Lydia not only craves food. She wants a normal life of connection with others. She can’t share dinners with the other artists in the loft building she works out of. She can smell blood everywhere but because she eschews human blood, she is starving. Life should be beginning. Her troublesome mother is tucked away in a nursing home; she’s starting a new internship at a London gallery. But her severe hunger and her unusual constitution (plus some creepy men) get in the way.
I spoke to Claire Kohda, who is a violinist who’s played with the likes of dance music legend Pete Tong and the English Chamber Orchestra, about vampirism as a metaphor for colonialism, taking otherness to the next level, and comparative vampire perceptions across cultures.
J.R. Ramakrishnan: You take “otherness” to the extreme in the novel.

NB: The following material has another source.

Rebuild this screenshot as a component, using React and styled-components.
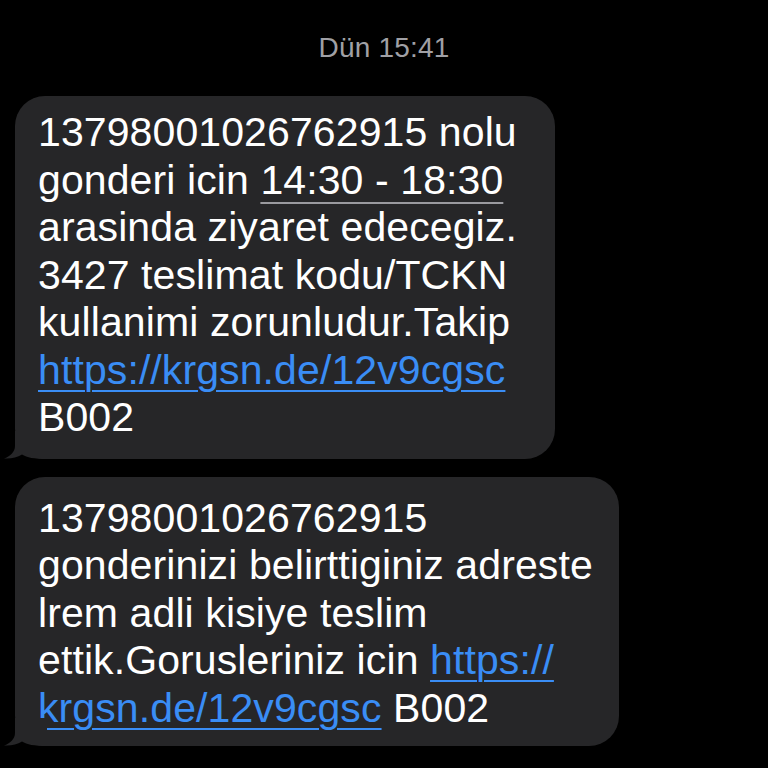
import React from 'react';
import styled, { createGlobalStyle } from 'styled-components';

const GlobalStyle = createGlobalStyle`
	html, body {
		margin: 0;
		padding: 0;
		background: #000000;
	}
	body {
		font-family: 'Liberation Sans', Arial, sans-serif;
		-webkit-font-smoothing: antialiased;
	}
`;

const Screen = styled.div`
	width: 768px;
	height: 768px;
	background: #000000;
	overflow: hidden;
	display: flex;
	flex-direction: column;
	padding: 32px 0 0 15px;
	box-sizing: border-box;
`;

const Stamp = styled.div`
	align-self: center;
	margin-left: -15px;
	height: 32px;
	line-height: 32px;
	font-size: 28px;
	color: #a0a0a5;
	letter-spacing: 0.2px;
	margin-bottom: 32px;
`;

const Thread = styled.div`
	display: flex;
	flex-direction: column;
	gap: 18px;
	align-items: flex-start;
`;

const Bubble = styled.div`
	position: relative;
	width: ${props => props.$w}px;
	box-sizing: border-box;
	background: #262628;
	border-radius: 30px;
	padding: ${props => props.$pt}px 20px ${props => props.$pb}px 23px;
	color: #ffffff;
	font-size: 41px;
	line-height: 47.5px;
	letter-spacing: 0.1px;
	white-space: nowrap;
`;

const Tail = styled.svg`
	position: absolute;
	left: -12px;
	bottom: 0;
	width: 44px;
	height: 28px;
	display: block;
`;

const DateLink = styled.span`
	text-decoration: underline;
	text-decoration-color: #9a9a9f;
	text-decoration-thickness: 2px;
	text-underline-offset: 8px;
`;

const UrlLink = styled.span`
	color: #3a8df5;
	text-decoration: underline;
	text-decoration-thickness: 2px;
	text-underline-offset: 6px;
`;

const BubbleTail = () => (
	<Tail viewBox="0 0 44 28">
		<path
			d="M12 0 L12 15 C12 21 7 25.5 1 27.5 C8 28 14 26.5 19 23.5 C24 26.5 31 28 44 28 L44 0 Z"
			fill="#262628"
		/>
	</Tail>
);

const App = () => {
	return (
		<React.Fragment>
			<GlobalStyle />
			<Screen>
				<Stamp>Dün 15:41</Stamp>
				<Thread>
					<Bubble $w={540} $pt={13} $pb={17}>
						13798001026762915 nolu
						<br />
						gonderi icin <DateLink>14:30 - 18:30</DateLink>
						<br />
						arasinda ziyaret edecegiz.
						<br />
						3427 teslimat kodu/TCKN
						<br />
						kullanimi zorunludur.Takip
						<br />
						<UrlLink>https://krgsn.de/12v9cgsc</UrlLink>
						<br />
						B002
						<BubbleTail />
					</Bubble>
					<Bubble $w={604} $pt={18} $pb={14}>
						13798001026762915
						<br />
						gonderinizi belirttiginiz adreste
						<br />
						lrem adli kisiye teslim
						<br />
						ettik.Gorusleriniz icin <UrlLink>https://</UrlLink>
						<br />
						<UrlLink>krgsn.de/12v9cgsc</UrlLink> B002
						<BubbleTail />
					</Bubble>
				</Thread>
			</Screen>
		</React.Fragment>
	);
};

export default App;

A mixed race young woman who is a hungry and conflicted vampire! How did you dream her up?
Claire Kohda: At the time of writing Woman, Eating, I was wondering a lot about how I belong in the places and systems I exist in, wondering whether it’s possible to belong when you are also different. A year earlier, I had been to Japan and felt very foreign there; soon after I came back, we went into our first lockdown, and there was a huge increase in hate crimes against Asians, and that emphasized to me the fact that many people in England believe I’m a foreigner here, too. Being mixed race, the feeling of difference follows you everywhere, even into your home where you are ethnically different to both of your parents. I think all of this was what drew me to writing about a vampire—a creature that is in between so many things: in between life and death, good and evil, human and demon.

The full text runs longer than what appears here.